O dique transbordou

Supersalário a deputados e senadores foi a gota d’água    

Artífices do supersalário parlamentar dão fecho a legislatura calamitosa; só reação popular é capaz de alterar esse roteiro

 

 

Ópera-bufa, chanchada, vaudeville. O ato derradeiro daquela que foi uma das piores legislaturas federais não negou sua filiação ao espetáculo circense. Ao menos se encerra agora o ciclo. Não deixará saudades.  

Os luminares que quiseram dobrar o salário parlamentar já garantiram lugar no memorial desta turma legislativa.  

Lá estarão – do de mensaleiros e sanguessugas, do monumento ao congressista anônimo que absolveu a delinqüência e do boneco de cera de Angela Guadagnin congelado em "pirouette" – as efígies de Renan Calheiros, Aldo Rebelo e dos líderes partidários responsáveis pelo último acinte.  

Agiu bem o Supremo Tribunal Federal ao frustrar a operação subterrânea destinada a alçar de R$ 12.847 para R$ 24.500 os vencimentos mensais de senadores e deputados federais.  

Se quiserem levar o desatino adiante, os parlamentares terão agora de fazê-lo à luz do dia, aprovando uma nova lei. Por onde andarem, terão de dar satisfações à maré montante do repúdio popular.  

A condenação enérgica e unânime da sociedade vem deixando estupefatos os artífices da manobra. Afinal, se a bênção aos colegas mensaleiros e sanguessugas feriu, mas não matou, por que haveria de ser diferente agora?  

Porque a desfaçatez, a sem-cerimônia e a covardia contidas num aumento salarial de 91% auto concedido no apagar das luzes funcionaram como a gota d'água que faz o dique transbordar.  

As doses de impunidade e desrespeito que os nobres parlamentares vieram servindo ao público encontraram um limite de tolerância.  

Denotam-no manifestações nas ruas e na internet, mensagens a mancheias direcionadas às assessorias do Congresso, contestações judiciais e propostas de projetos de iniciativa popular para conter a escalada na remuneração de legisladores.  

Que a indignação prossiga.  

Que não se dê por satisfeita diante de um possível recuo de deputados e senadores na intenção de duplicar seus vencimentos.  

Que sirva como diapasão, daqui por diante, para os parlamentares eleitos em outubro, que assumirão seus postos em fevereiro.  

A fim de redimir-se dos estragos deixados pela legislatura que termina, o Congresso deve passar a ser governado pelo espírito da reconstrução, do rigor ético, da sobriedade administrativa e da prestação de contas.  

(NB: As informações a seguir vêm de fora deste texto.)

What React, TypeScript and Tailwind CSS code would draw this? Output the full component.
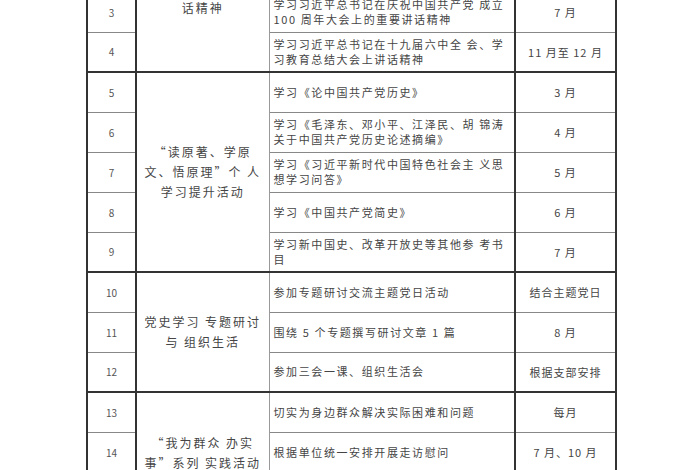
import React from 'react';

type Row = { no: number; content: React.ReactNode; time: string };

type Group = { title: React.ReactNode; titleClass?: string; rows: Row[] };

const groups: Group[] = [
  {
    title: <>话精神</>,
    titleClass: 'align-top pt-[5px]',
    rows: [
      { no: 3, content: <>学习习近平总书记在庆祝中国共产党 成立<br />100 周年大会上的重要讲话精神</>, time: '7 月' },
      { no: 4, content: <>学习习近平总书记在十九届六中全 会、学<br />习教育总结大会上讲话精神</>, time: '11 月至 12 月' },
    ],
  },
  {
    title: <>“读原著、学原<br />文、悟原理”个 人<br />学习提升活动</>,
    rows: [
      { no: 5, content: <>学习《论中国共产党历史》</>, time: '3 月' },
      { no: 6, content: <>学习《毛泽东、邓小平、江泽民、胡 锦涛<br />关于中国共产党历史论述摘编》</>, time: '4 月' },
      { no: 7, content: <>学习《习近平新时代中国特色社会主 义思<br />想学习问答》</>, time: '5 月' },
      { no: 8, content: <>学习《中国共产党简史》</>, time: '6 月' },
      { no: 9, content: <>学习新中国史、改革开放史等其他参 考书<br />目</>, time: '7 月' },
    ],
  },
  {
    title: <>党史学习 专题研讨<br />与 组织生活</>,
    rows: [
      { no: 10, content: <>参加专题研讨交流主题党日活动</>, time: '结合主题党日' },
      { no: 11, content: <>围绕 5 个专题撰写研讨文章 1 篇</>, time: '8 月' },
      { no: 12, content: <>参加三会一课、组织生活会</>, time: '根据支部安排' },
    ],
  },
  {
    title: <>“我为群众 办实<br />事”系列 实践活动</>,
    rows: [
      { no: 13, content: <>切实为身边群众解决实际困难和问题</>, time: '每月' },
      { no: 14, content: <>根据单位统一安排开展走访慰问</>, time: '7 月、10 月' },
      // continues below the visible area
      { no: 0, content: <></>, time: '' },
    ],
  },
];

const App = () => {
  return (
    <div
      className="w-[700px] h-[470px] overflow-hidden bg-white text-[#454545]"
      style={{ fontFamily: '"Noto Sans CJK SC", "Noto Sans", sans-serif' }}
    >
      <table className="table-fixed border-collapse ml-[86px] -mt-[9px] w-[529px]">
        <colgroup>
          <col className="w-[49px]" />
          <col className="w-[133px]" />
          <col className="w-[246px]" />
          <col className="w-[101px]" />
        </colgroup>
        <tbody>
          {groups.map((g, gi) =>
            g.rows.map((r, i) => {
              const top = i === 0 ? 'border-t-2 border-t-[#333]' : 'border-t border-t-[#888]';
              return (
                <tr key={`${gi}-${i}`} className="h-[40px]">
                  <td className={`border-l-2 border-r-2 border-[#333] ${top} text-center text-[10px] text-[#555]`}>
                    {r.no > 0 ? r.no : ''}
                  </td>
                  {i === 0 && (
                    <td
                      rowSpan={g.rows.length}
                      className={`border-t-2 border-t-[#333] border-r border-r-[#999] text-center text-[12px] leading-[20px] tracking-[2px] px-0 ${g.titleClass ?? 'align-middle'}`}
                    >
                      {g.title}
                    </td>
                  )}
                  <td className={`${top} border-r-2 border-r-[#333] pl-[4px] pr-0 text-left text-[11px] leading-[15px] tracking-[1.6px]`}>
                    {r.content}
                  </td>
                  <td className={`${top} border-r-2 border-r-[#333] text-center text-[11px] tracking-[1px]`}>
                    {r.time}
                  </td>
                </tr>
              );
            })
          )}
        </tbody>
      </table>
    </div>
  );
};

export default App;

Mas quando, em nome de suas ambições eleitorais, os presidentes das duas Casas mandam às favas a responsabilidade pública e se tornam porta-bandeiras dos supersalários, é o segundo ato da tragédia que estão a rascunhar.  

Apenas a sociedade mobilizada pode mudar esse roteiro.
 

Fonte: Folha de S. Paulo, Editorial, 20/12/2006.